L’insostenibile prezzo dei carburanti può essere risolto dall’accordo con soli due Paesi

Petrolio e di conseguenza carburanti e bollette elettriche, rischiano di incidere a lungo termine sulla crescita economica europea e italiana.

Sul breve termine a guadagnare dai prezzi anomali dei carburanti c’è direttamente lo Stato, che incassa una percentuale importante attraverso Iva e accise. Sul lungo periodo però il fenomeno è in grado di influire pesantemente sul tessuto produttivo e creare una crisi sistemica.

carburanti opec

Il governo Draghi ha intenzione di muoversi la prossima settimana per fronteggiare gli effetti economici e sociali della crisi tra Ucraina e Russia. Per fronteggiare i rincari delle bollette dalla seconda metà del 2021 fino a oggi, l’esecutivo ha già speso 16 miliardi di euro. Quasi la metà di una finanziaria, che richiederebbe ora un nuovo scostamento di bilancio per fronteggiare la salita dei prezzi.

Per il decreto si dovrà attendere il prossimo Consiglio europeo fissato per il 24 e il 25 marzo. Viste le spese e gli effetti sui consumi è necessario agire in fretta coordinandosi a livello europeo. Al Mise e al ministero dell’Agricoltura si considerano già gli effetti dei comparti economici più colpiti. Il ministro del Lavoro, Andrea Orlando, si prepara a chiedere clausole salva occupazione.

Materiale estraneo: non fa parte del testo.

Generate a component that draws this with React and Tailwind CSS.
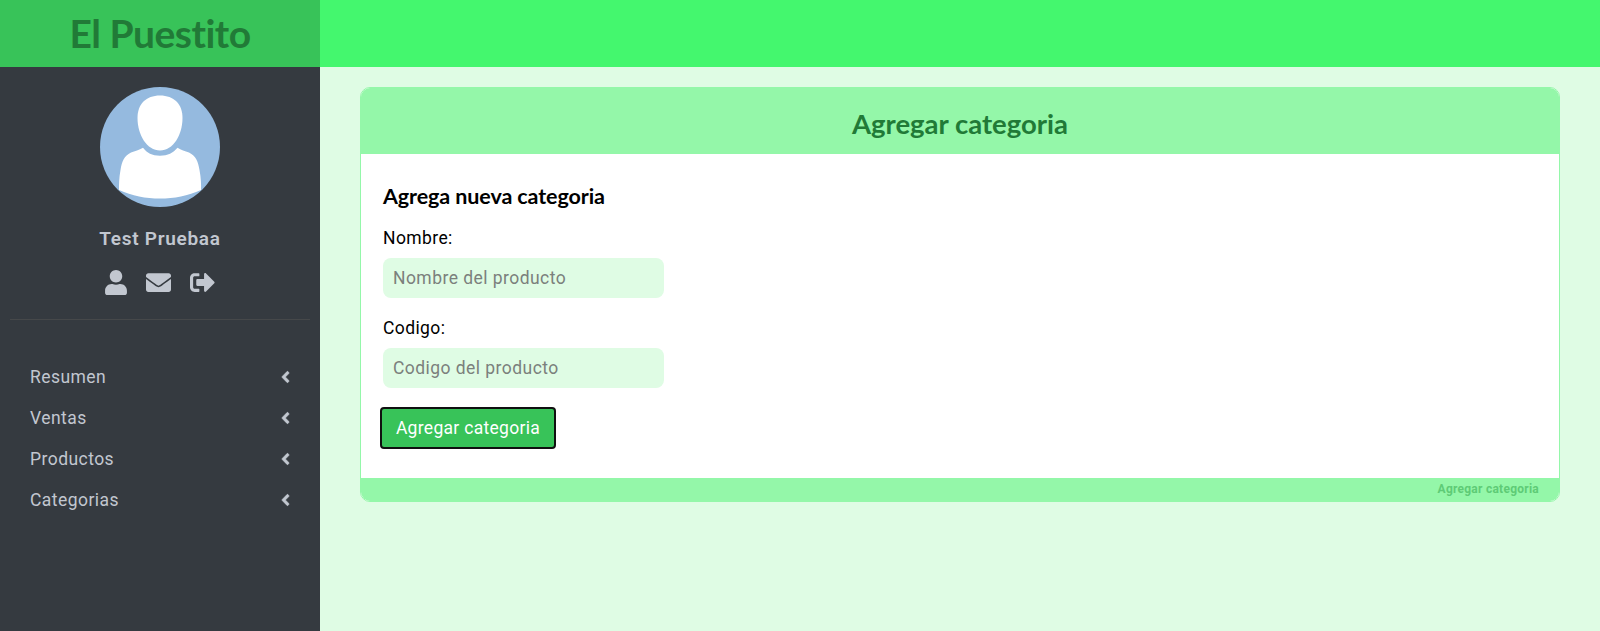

Il rischio è che trasporti e fabbriche si fermino comportando uno stallo materiale dell’economia italiana.

L’insostenibile prezzo dei carburanti e l’effetto a catena sul blocco dei trasporti

Il blocco dell’autotrasporto ha effetti diretti sulla collettività, sospendendo i rifornimenti di beni nel settore del commercio e portando a una impennata dei prezzi al dettaglio nei negozi e nei supermercati. Una conseguenza inevitabile, considerato che l’85% della merce venduta in Italia viaggia su gomma.

Questo sarebbe un ulteriore danno per i consumatori, che annullerebbe in poco tempo gli sforzi fatti per risollevare l’economia degli ultimi due anni. Non sembra possibile per ora ridurre accise su benzina e gasolio, perché i conti dello stato dipendono fortemente dalle imposte di cui fino oggi è riuscito ad avvantaggiarsi. Queste pesano infatti su più della metà del suo prezzo attuale e il gettito fiscale è pari, ai prezzi del 2021, a circa 24 miliardi di euro.

Il prezzo dei carburanti può diminuire dall’esito degli accordi con Emirati Arabi Uniti e Arabia Saudita

La risposta alla crisi può venire da oltreoceano. Joe Biden ha riscosso ampi consensi sulla linea dura della Russia, ma con il più grave shock petrolifero degli ultimi decenni gli Stati Uniti devono fare i conti con la resistenza di due Paesi fondamentali. Emirati Arabi Uniti e Arabia Saudita attendono le richieste di Biden, la cui priorità immediata è che entrambi i paesi contribuiscano a esercitare la massima pressione economica sulla Russia aumentando la loro produzione di petrolio. Oltre questo, l’aumento dell’offerta sul mercato internazionale avrebbe un duplice effetto benefico. L’effetto sui consumatori statunitensi e quindi ricadute positive sul risultato per le elezioni di medio termine di Biden.

L’ambasciatore degli Emirati Arabi Uniti a Washington, Yousef al-Otaiba, mercoledì scorso ha dichiarato che il Paese è a favore degli aumenti della produzione. Sulla promessa di incoraggiamenti dell’Opec in questo senso, i prezzi del petrolio solo calati del 13%. Ma nessuna azione per aumentare l’offerta è seguita alle dichiarazione e alla fine della settimana il prezzo al barile è tornato a quasi a 130 dollari.

Venezuela e Iran

Oltre a ciò, nei giorni scorsi una delegazione degli Stati Uniti è stata ricevuta dal Presidente del Venezuela, Nicolas Maduro. Il nemico socialista contro il quale non più tardi di due anni fa gli americani tentarono di forzare un cambio di governo, fomentando l’insediamento del golpista Juan Guidò. La questione trattata più importante è la sicurezza energetica che si otterrebbe accorciando le distanze con il Venezuela e con l’Iran, così da fare fronte alla crisi petrolifera.

Se quello con il Venezuela può apparire un tentativo un po’ goffo visto il repentino cambio di opinioni politiche nei confronti del suo governo da parte degli Usa appare più sensato quello con l’Iran. Ai tempi della presidenza di Obama, era stato siglato un accordo che limitava lo sviluppo del nucleare in cambio del ritiro delle sanzioni. La speranza oggi più che mai è quella di poter iniziare ad avere relazioni diplomatiche e commerciali, mettendo da parte i contrasti storici.